╭─ GIVEN RECORDS

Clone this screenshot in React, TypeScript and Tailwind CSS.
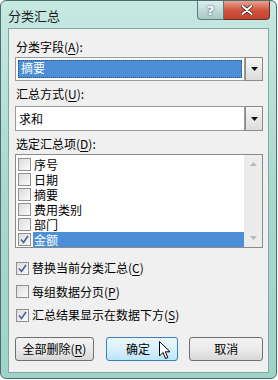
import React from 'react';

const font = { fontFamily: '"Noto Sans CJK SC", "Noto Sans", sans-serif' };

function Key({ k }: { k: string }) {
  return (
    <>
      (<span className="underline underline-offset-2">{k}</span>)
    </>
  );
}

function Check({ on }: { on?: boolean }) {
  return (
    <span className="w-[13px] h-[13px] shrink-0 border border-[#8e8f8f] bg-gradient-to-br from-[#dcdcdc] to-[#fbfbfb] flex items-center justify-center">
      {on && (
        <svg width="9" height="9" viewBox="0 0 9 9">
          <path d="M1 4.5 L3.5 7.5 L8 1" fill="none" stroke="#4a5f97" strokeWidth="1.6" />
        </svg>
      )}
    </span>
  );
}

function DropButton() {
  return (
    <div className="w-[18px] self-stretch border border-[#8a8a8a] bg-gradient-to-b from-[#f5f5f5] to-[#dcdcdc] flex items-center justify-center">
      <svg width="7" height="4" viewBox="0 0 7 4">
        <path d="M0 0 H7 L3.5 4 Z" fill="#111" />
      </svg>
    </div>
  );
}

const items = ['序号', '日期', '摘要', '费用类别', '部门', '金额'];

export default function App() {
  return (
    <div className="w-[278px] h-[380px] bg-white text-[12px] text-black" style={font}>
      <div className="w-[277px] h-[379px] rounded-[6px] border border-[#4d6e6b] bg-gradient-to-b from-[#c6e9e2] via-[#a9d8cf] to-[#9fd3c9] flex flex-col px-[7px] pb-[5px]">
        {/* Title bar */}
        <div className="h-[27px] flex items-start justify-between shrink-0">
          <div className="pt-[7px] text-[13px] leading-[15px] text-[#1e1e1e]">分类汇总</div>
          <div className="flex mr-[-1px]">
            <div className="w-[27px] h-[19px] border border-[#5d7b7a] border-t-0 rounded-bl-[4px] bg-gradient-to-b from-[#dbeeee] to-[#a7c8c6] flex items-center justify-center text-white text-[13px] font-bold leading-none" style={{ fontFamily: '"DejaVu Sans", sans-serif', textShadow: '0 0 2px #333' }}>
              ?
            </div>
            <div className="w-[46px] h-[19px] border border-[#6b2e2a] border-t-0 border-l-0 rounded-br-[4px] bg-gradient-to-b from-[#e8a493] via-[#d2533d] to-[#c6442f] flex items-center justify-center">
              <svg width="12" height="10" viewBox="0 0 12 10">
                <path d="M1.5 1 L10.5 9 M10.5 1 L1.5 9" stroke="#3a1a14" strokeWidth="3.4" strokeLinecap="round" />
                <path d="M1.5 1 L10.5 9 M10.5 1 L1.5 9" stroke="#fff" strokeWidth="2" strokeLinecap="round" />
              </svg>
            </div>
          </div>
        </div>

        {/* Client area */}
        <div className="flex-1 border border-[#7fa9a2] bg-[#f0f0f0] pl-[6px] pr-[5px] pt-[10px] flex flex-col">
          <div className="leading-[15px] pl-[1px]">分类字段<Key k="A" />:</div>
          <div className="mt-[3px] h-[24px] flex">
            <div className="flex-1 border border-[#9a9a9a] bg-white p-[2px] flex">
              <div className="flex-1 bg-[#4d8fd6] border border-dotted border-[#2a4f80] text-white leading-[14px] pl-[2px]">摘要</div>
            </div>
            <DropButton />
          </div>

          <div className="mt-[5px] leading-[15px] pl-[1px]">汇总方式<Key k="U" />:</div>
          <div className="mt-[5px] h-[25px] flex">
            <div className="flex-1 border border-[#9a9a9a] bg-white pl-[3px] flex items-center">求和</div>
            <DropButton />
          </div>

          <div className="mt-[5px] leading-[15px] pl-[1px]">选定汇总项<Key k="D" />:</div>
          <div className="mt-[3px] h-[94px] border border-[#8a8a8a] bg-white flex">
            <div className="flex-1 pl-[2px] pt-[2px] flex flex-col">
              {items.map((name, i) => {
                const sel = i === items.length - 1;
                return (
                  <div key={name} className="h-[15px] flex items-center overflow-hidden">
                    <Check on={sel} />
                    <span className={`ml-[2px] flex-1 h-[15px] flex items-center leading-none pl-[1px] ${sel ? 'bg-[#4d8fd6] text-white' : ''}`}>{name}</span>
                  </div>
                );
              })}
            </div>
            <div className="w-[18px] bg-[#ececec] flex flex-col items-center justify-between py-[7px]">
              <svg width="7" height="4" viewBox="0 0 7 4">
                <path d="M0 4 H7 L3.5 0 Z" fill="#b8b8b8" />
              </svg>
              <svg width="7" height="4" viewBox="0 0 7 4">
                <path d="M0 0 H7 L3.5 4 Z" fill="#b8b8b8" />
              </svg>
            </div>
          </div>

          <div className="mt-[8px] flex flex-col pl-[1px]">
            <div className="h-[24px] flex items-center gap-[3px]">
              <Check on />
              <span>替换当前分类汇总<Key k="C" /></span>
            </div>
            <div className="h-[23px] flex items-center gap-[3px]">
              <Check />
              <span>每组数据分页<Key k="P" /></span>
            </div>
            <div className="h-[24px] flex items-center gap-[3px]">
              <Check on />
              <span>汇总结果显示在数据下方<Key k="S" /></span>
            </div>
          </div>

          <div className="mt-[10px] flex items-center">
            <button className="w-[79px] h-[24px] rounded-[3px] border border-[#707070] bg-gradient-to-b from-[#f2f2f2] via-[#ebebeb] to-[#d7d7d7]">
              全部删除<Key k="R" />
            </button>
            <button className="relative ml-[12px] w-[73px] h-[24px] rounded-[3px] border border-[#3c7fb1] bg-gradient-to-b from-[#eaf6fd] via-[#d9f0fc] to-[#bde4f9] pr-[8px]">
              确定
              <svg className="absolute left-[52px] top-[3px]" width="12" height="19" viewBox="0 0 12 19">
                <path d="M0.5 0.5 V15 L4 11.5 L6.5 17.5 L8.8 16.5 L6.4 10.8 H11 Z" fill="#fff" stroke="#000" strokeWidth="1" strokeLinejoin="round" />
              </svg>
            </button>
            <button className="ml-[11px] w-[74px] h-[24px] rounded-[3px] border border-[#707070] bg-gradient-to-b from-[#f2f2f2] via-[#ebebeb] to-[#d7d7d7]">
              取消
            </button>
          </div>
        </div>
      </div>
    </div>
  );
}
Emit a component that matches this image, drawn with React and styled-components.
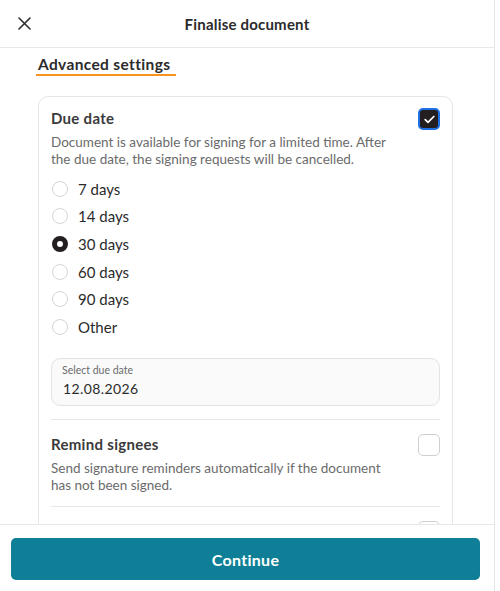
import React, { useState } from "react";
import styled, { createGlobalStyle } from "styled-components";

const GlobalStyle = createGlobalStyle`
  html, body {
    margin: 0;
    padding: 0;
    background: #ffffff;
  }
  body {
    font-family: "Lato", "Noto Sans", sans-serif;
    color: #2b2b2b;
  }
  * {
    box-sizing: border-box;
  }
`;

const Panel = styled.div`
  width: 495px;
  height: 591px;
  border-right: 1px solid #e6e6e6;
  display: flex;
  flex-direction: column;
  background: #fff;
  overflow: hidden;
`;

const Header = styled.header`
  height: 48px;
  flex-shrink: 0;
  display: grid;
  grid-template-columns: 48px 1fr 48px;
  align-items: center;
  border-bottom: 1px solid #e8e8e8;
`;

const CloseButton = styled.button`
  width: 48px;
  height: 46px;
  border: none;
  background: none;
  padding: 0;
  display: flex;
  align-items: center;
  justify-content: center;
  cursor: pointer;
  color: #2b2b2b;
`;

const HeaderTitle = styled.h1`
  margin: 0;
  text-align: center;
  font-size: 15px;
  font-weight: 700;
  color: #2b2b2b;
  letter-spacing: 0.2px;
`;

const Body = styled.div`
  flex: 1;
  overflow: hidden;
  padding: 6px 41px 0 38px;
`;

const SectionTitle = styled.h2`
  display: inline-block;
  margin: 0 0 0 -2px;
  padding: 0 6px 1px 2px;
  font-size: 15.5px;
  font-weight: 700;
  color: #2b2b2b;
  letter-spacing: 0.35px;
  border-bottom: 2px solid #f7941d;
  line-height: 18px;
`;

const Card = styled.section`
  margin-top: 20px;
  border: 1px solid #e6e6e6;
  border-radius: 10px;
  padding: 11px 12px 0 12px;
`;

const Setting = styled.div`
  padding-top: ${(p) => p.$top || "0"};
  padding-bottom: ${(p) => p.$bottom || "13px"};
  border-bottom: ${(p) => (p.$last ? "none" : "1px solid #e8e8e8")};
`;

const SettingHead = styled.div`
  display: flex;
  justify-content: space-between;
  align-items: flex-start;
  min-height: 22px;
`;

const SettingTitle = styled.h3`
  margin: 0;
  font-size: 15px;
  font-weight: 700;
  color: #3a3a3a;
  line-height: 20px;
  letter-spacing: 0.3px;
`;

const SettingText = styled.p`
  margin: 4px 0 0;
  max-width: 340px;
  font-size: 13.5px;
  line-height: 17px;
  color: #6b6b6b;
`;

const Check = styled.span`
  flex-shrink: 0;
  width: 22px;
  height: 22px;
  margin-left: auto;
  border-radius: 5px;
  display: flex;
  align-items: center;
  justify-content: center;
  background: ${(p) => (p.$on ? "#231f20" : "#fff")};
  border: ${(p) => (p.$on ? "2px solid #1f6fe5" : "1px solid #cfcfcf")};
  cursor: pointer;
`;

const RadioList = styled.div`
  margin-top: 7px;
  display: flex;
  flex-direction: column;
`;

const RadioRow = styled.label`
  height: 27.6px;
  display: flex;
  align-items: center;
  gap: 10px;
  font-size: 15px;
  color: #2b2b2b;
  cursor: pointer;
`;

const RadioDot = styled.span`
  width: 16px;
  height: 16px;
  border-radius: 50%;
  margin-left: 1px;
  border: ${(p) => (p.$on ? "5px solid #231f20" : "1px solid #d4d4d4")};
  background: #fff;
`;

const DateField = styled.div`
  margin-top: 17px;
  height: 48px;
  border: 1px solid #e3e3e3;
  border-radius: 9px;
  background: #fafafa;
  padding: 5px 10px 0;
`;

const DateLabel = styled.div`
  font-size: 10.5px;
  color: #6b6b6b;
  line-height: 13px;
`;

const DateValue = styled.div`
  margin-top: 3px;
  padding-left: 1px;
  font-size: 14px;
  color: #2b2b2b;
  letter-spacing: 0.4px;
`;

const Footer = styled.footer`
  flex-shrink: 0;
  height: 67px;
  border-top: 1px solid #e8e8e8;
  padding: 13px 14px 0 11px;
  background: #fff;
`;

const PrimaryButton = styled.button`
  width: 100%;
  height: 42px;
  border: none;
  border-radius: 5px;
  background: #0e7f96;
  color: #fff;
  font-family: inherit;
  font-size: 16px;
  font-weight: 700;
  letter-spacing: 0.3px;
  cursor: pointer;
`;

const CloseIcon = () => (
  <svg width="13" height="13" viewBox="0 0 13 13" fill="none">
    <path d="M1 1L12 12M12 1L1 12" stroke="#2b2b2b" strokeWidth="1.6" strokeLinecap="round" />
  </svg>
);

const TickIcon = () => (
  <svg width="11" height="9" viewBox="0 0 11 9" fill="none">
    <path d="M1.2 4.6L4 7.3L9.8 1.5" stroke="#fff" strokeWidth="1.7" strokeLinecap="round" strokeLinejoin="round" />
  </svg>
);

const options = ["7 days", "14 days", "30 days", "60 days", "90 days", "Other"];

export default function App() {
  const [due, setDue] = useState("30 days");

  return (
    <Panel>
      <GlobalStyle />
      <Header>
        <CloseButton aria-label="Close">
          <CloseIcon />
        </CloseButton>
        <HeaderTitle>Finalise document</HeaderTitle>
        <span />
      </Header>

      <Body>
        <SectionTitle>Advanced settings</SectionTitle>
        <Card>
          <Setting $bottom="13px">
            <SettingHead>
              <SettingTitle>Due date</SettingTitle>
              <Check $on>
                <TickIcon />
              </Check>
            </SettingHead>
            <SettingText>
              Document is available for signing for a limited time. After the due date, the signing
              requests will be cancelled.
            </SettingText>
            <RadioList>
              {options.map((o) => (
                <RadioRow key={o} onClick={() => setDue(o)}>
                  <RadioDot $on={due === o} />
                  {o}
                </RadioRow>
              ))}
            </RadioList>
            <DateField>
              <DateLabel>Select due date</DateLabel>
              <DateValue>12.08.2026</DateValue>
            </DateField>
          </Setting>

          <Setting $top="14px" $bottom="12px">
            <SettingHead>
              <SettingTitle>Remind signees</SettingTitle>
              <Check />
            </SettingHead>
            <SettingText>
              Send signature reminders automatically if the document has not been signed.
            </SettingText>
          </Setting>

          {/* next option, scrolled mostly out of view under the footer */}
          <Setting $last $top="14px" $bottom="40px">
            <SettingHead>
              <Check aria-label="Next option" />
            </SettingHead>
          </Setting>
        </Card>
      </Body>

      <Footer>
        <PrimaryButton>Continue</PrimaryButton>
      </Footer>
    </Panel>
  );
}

╰─

REQUIREMENT: Please list every line of the records that contains "components".

FINISHED TASK:
Emit a component that matches this image, drawn with React and styled-components.
import styled, { createGlobalStyle } from "styled-components";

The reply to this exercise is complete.